Congress has passed and the President has signed the largest tax reform act in over 30 years. This bill will make fundamental changes in the way individuals and businesses determine tax liabilities beginning in 2018.  I will try and highlight some of the changes enacted. Business changes are permanent while individual changes will expire in 2025.

 

·         Individual tax rates have been reduced. The maximum tax rate has been reduced from 39.7% to 37%.

·         Personal exemptions are eliminated.

·         Standard deduction has been increased to $ 24,000 for married filing joint taxpayers, $18,000 for Head of Household taxpayers and $12,000 for all other taxpayers.

·         The child tax credit has been increased to $ 2,000 and other changes have been made to the phase-out and refund ability of the credit.

·         The method to calculate annual cost of living increases is being changed. This will reduce the annual inflationary cost of living increases.

·         The method of calculating the tax on children’s income is amended.

·         State and Local taxes and real estate taxes are capped at $ 10,000 deduction. Anything paid in excess will be nondeductible.

·         Home equity loan interest deduction is suspended.

·         Mortgage interest expense is limited to mortgage  indebtness of $ 750,000 for mortgages acquired after December 15, 2017. The new law does not apply to mortgage indebtness incurred on or before December 15, 2017. A taxpayer who has entered into a binding written contract before Dec. 15, 2017 to

close on the purchase of a principal residence before Jan. 1, 2018, and who purchases such residence before Apr.1, 2018, shall be considered to incur acquisition indebtedness prior to Dec. 15, 2017.

·         The deduction for medical expenses is reduced to 7.5% of Adjusted Gross Income (AGI) for tax years 2018 and 2019.

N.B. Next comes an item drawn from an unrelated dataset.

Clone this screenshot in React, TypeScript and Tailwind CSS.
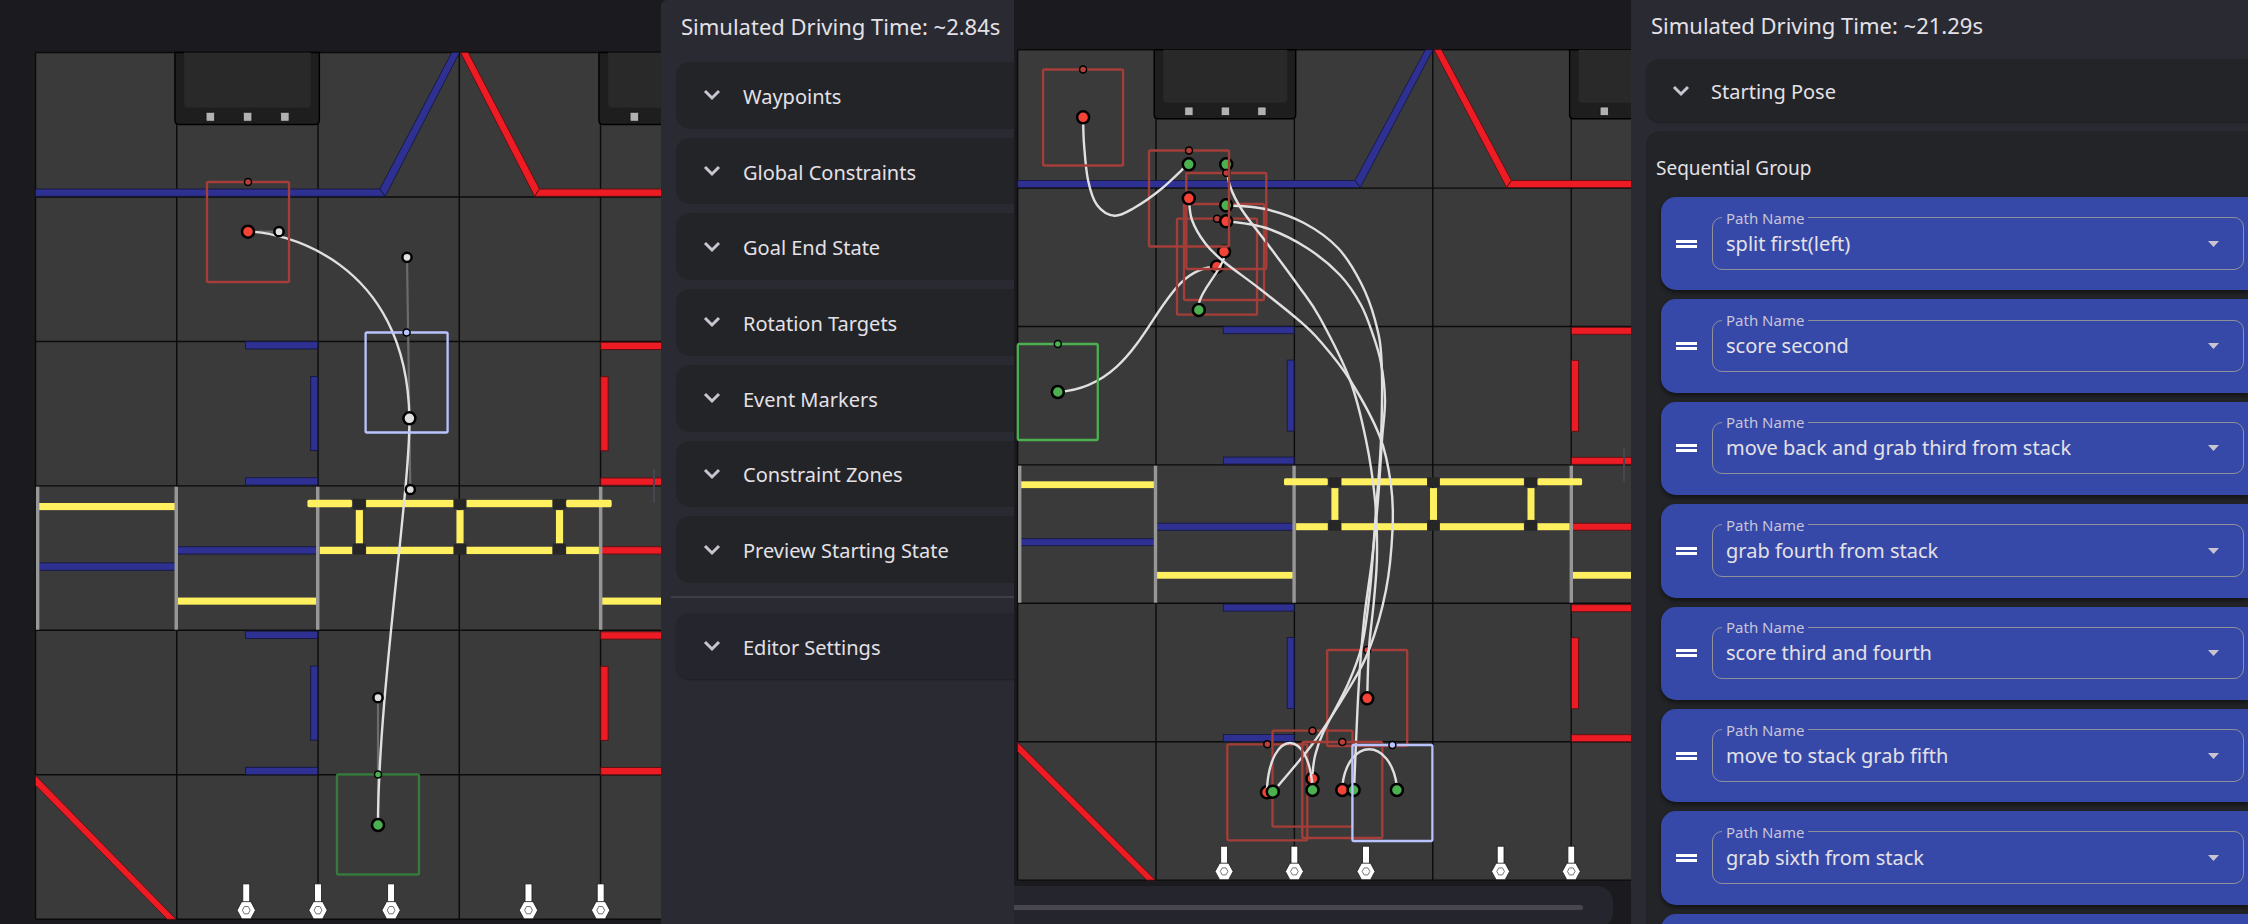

·         For contributions made in tax years beginning after Dec. 31, 2017 the 50% limitation for cash contributions to public charities and certain private foundations is increased to 60% of AGI.

·         The deduction for miscellaneous itemized deductions that are subject to the 2% of AGI is suspended.

·         The phase out of itemized deductions is suspended.

·         The deduction for moving expenses is suspended except for members of the Armed Forces on active duty who move pursuant to a military order and incident to a permanent change of station.

·         The Affordable Care Mandate has been repealed.

·         The Act does leave intact the 3.8% net investment income tax and the 0.9% additional Medicare tax.

·         The Alternate Minimum Tax (AMT) exemption has been increased which reduces the number of taxpayers subject to AMT tax.

·         Taxpayers can now make distributions from 529B for the payment of elementary or secondary public, private, or religious schools up to a limit of $10,000 per tax year. In the past 529b distributions could only be used for the payment of qualified higher education expenses.

·         You will be prohibited to recharacterize a conversion contribution to a Roth IRA.

·         Like-Kind exchanges will be limited to only real estate property.

·         The estate tax exclusion is being doubled. It is expected to increase to $ 11.2 million in 2018.

·         The corporate tax rate is reduced to 21%.

·         Business will be able to fully deduct the cost of certain equipment purchased instead of depreciating.

·         Pass through entities which include partnerships, LLCs, Subchapter S shareholders, and sole proprietors will be able to apply a reduced tax rate on a portion of their earnings subject to limitations.

 

 

 

These are some of the changes being enacted by the Tax Cuts and Jobs Act recently passed.